During the first couples seasons of Lowrie’s four-year stretch with the team, he mainly shared the position with Lugo, Gonzalez and Nick Green before Marco Scutaro took over the primary starting role in 2010. Scutaro joined the team in December of 2009 and spent two relatively solid seasons in Boston, amassing more than two bWAR each year. However, considering he was in his mid 30s at the time, the Red Sox were not looking at him as a long-term answer. You could say the same for Mike Aviles. He had a decent campaign as the primary starter at shortstop in 2012, with his defense helping him post 2.5 bWAR before he left in the offseason. That meant Scutaro and Aviles were holding the place for someone and for a little bit, that someone was José Iglesias.
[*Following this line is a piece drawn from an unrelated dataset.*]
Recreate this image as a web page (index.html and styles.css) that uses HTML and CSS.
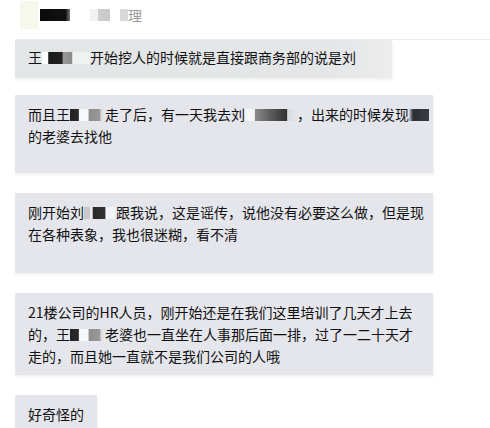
FILE: index.html
```html
<!DOCTYPE html>
<html lang="zh-CN">
<head>
  <meta charset="UTF-8">
  <title>聊天记录</title>
  <link rel="stylesheet" href="styles.css">
</head>
<body>
  <div class="header">
    <span class="smudge"></span><span class="mask dark wide"></span>
    <span class="mask grey mid"></span>
    <span class="mask soft small"></span><span class="title">理</span>
  </div>

  <div class="chat">
    <div class="bubble first">王<span class="mask name1"></span>开始挖人的时候就是直接跟商务部的说是刘</div>

    <div class="bubble tall">而且王<span class="mask name2"></span>走了后，有一天我去刘<span class="mask name3"></span>，出来的时候发现<span class="mask name4"></span><br>的老婆去找他</div>

    <div class="bubble tall">刚开始刘<span class="mask name5"></span>跟我说，这是谣传，说他没有必要这么做，但是现<br>在各种表象，我也很迷糊，看不清</div>

    <div class="bubble">21楼公司的HR人员，刚开始还是在我们这里培训了几天才上去<br>的，王<span class="mask name2"></span>老婆也一直坐在人事那后面一排，过了一二十天才<br>走的，而且她一直就不是我们公司的人哦</div>

    <div class="bubble short">好奇怪的</div>
  </div>
</body>
</html>
```

FILE: styles.css
```css
body { margin: 0; background: #fff; font-family: "Noto Sans CJK SC", "Noto Sans", sans-serif; color: #111; }

.header { height: 40px; margin-left: 15px; border-bottom: 1px solid #ededed; display: flex; align-items: center; padding-left: 5px; box-sizing: border-box; }
.header .title { font-size: 14px; color: #9a9a9a; margin-top: -10px; }
.smudge { display: inline-block; width: 18px; height: 28px; background: #f7f8ec; margin-top: -10px; }
.mask { display: inline-block; vertical-align: middle; }
.header .mask { margin-top: -10px; height: 12px; }
.dark { background: linear-gradient(90deg, #0a0a0a 0, #111 85%, #777 100%); }
.wide { width: 30px; margin-left: 2px; }
.grey { background: linear-gradient(90deg, #f2f2f2 0, #f2f2f2 40%, #cfcfcf 40%, #c8c8c8 100%); }
.mid { width: 20px; margin-left: 20px; }
.soft { background: #d8d8d8; }
.small { width: 8px; margin-left: 10px; }

.chat { padding-left: 15px; }
.bubble { width: 418px; box-sizing: border-box; background: #e5e6ec; padding: 8px 13px; font-size: 14px; line-height: 22px; margin-top: 20px; box-shadow: 1px 2px 3px rgba(0, 0, 0, 0.06); white-space: nowrap; }
.bubble.first { width: 377px; margin-top: 0; padding: 6px 13px 10px; background: linear-gradient(90deg, #e3e6e6 0, #e4e6e8 85%, #ececec 100%); }
.bubble.tall:nth-child(2) { margin-top: 17px; padding-bottom: 26px; }
.bubble.tall { padding-bottom: 28px; }
.bubble.short { width: 82px; padding-top: 8px; }

.bubble .mask { height: 12px; margin-top: -3px; }
.name1 { width: 48px; background: linear-gradient(90deg, #fff 0, #fff 12%, #1a1a1a 14%, #222 42%, #9a9a9a 44%, #8a8a8a 62%, #f0f2f2 64%, #eef2f0 100%); }
.name2 { width: 35px; background: linear-gradient(90deg, #222 0, #2a2a2a 24%, #f6f8fa 26%, #f6f8fa 52%, #8e8e8e 54%, #999 86%, #dadada 88%, #e8e8e8 100%); }
.name3 { width: 52px; background: linear-gradient(90deg, #f4f6f8 0, #f4f6f8 18%, #8b8b8b 20%, #5a5a5a 50%, #333 80%, #d8dadd 82%, #e5e6ec 100%); }
.name4 { width: 20px; background: linear-gradient(90deg, #cfd3d8 0, #2b2f33 20%, #3a3e42 100%); }
.name5 { width: 32px; background: linear-gradient(90deg, #c8c8c8 0, #c8c8c8 18%, #e9eaee 20%, #e9eaee 26%, #2a2a2a 28%, #333 66%, #f3f4f7 68%, #f3f4f7 100%); }
```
Heralded for his glove work, the Red Sox hoped Iglesias could develop into a decent hitter and become a regular in the lineup. He made his MLB debut in 2011 at age 21 but only played in a handful of games that season. The 2012 season didn’t yield much optimism for his bat, as Iglesias hit just .118 in 77 plate appearances. Perhaps that’s why the organization opted to bring in Stephen Drew before the 2013 season.
Whether the Drew acquisition served as motivation or he just found a rhythm, Iglesias really began to hit in 2013. He slashed .330/.376/.409 and posted 1.7 bWAR in 63 games. The Red Sox capitalized on the hot start and when they were in need of a starting pitcher for the 2013 stretch run, they were able swap Iglesias as part of a deal for Jake Peavy.
Even as Iglesias showed improvement, Drew still held down the starting post at short. Depending on the metric you use, you could argue that Drew’s 2013 season was the best by a Red Sox shortstop since Garciaparra. He posted 2.7 bWAR, which inched past marks from Aviles and Scutaro for the top full-season total by a starting Red Sox shortstop since 2003. Drew joined Cabrera and Lugo as shortstops who were major pieces of a World Series winning team. However, Bogaerts would contribute to that run as well and by the next season, as Drew slumped heavily and was eventually shipped out, Bogaerts would take the job over permanently, ending the Red Sox’s search for their next great shortstop.